The myth that "there are lots of great referral and overflow cases for young attorneys from established senior attorneys" is BUSTED.


  1. This is dead-on; no attorney refers a paying client to another attorney. Period. And if it's a contingency case that looks to be worth a few bucks-forget it, it won't get referred out. The market is too tight, and paying clients-and good cases-are too rare. The only matters that get referred out are the cases that just don't pay.

  2. When I first became a lawyer in 1991, I recall meeting one attorney who was wealthy but he never practiced law. He made his money by referring personal injury cases. Back in those days (pre-tort reform), a whiplash would settle for an easy $20K with the referring attorney getting a third of a third or $2,222.00. Not a bad gig to get a couple thousand just to refer a case. Then came the verbal threshold limitations on personal injury cases. That derailed the gravy train.

    In 1997, my state supreme court came out with a decision that also stopped liberal referral arrangements. The case basically held a referring attorney jointly liable for malpractice committed by the attorney who did the work. After that case came out, my malpractice insurance carrier made me sign a rider stating that I do not refer cases out. If I didn't sign the rider, my premium would be higher. So there is another reason why referrals are not practical, at least in my jurisdiction.
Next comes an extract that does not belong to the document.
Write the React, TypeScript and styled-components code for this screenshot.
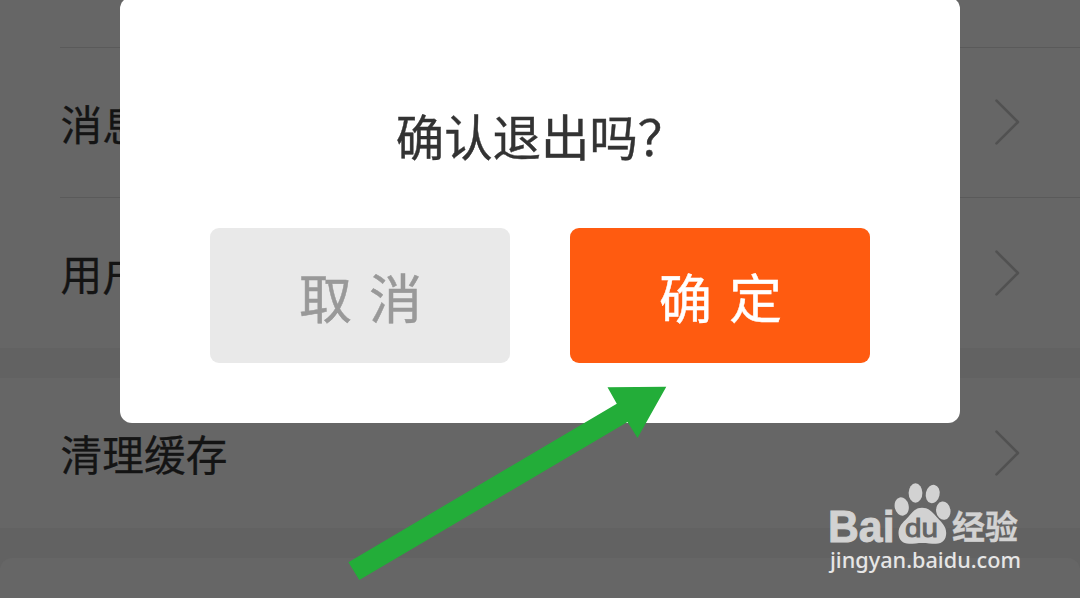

    The only place that refers cases is the local bar association or legal services and as was previously mentioned, those clients are like a casino slot machine, they don't pay out.

    There is some guy who posts here who says he has no problem letting a young lawyer use his office as he expects some business to come out of it. A few years ago, I knew a lawyer who was named as a defendant in a malpractice case. He didn't even know the client but apparently he let the attorney who handled the case use his office. Naturally, when the attorney screwed the case, the client went back to the office and listed every lawyer in the office directory. It was a pain in the ass to have the suit dismissed, which is why I will never let another attorney use my office. If you want to play cop without a badge and a gun, be my guest but I am lending you my shield and sidearm.

  3. There is some overflow WORK every now and then, especially from older attorneys either soloing or in two-man or three-man shops, and even then it's only when they have a rush of deadlines. That exists. Bigger firms than that, and you will never see spill-over work, because spill-over work only happens when no one that they work with in their office can cover it, and the odds of four or more attorneys not being able to make a court hearing or draft a brief in time are extremely low. The small firm will also give you the stuff they least want to do and that requires the least experience or expertise, and you will probably be paid accordingly.

    Such work can supplement a solos income, but it sure as hell isn't going to keep the lights on.

    CASES that pay do not happen except for once in a blue moon when someone calls a firm that doesn't do an area of law at all. The cases that actually pay either come from the rich or long-term corporate clients such as banks or insurers, which will never get farmed out for fear of alienating the paying client, or from consumers with really juicy cases like high-end personal injury, easy-win employment litigation, or anything else that can be done on contingency with a high rate of success. The plaintiffs in these suits know they have issue X and they'll almost always call the right place first, which will usually be a well-advertised PI mill or civil litigation specialist who will suck it in and not let go. Same with any mill-based practices like SSID, workman's comp, bankruptcy, estates, divorce law, etc.

    The woods are full of starving animals. Do you really think if go out and sit on a tree stump and chat up the animals around you, some ragged-looking raccoons are going to deliver you grilled chicken and roast beef feasts? No, dumb bunny, you're going to be starving, too.

  4. Solo lawyer making little money cannot afford to share clients.

  5. There actually is some referral work. Big law firms have conflicts. They must refer out the work if they cannot get a conflicts waiver or a matter simply requires independent legal counsel. Usually that work goes to friends in other big firms. Sometimes it goes to former associates who are now in small firms. The referral work would generally not go to a starting lawyer or someone whose work the big law firm is not familiar with. For the really small things sometimes e-mails come around with "Do you know a ___ lawyer in ___?" A number of responses may come to the person asking. It does pay to know people.

  6. I have had t refer work out to someone because of conflicts. I refer work out to someone who will hopefully return the favor one day. never will that work get referred out to a new attorney who wont have work to refer to me.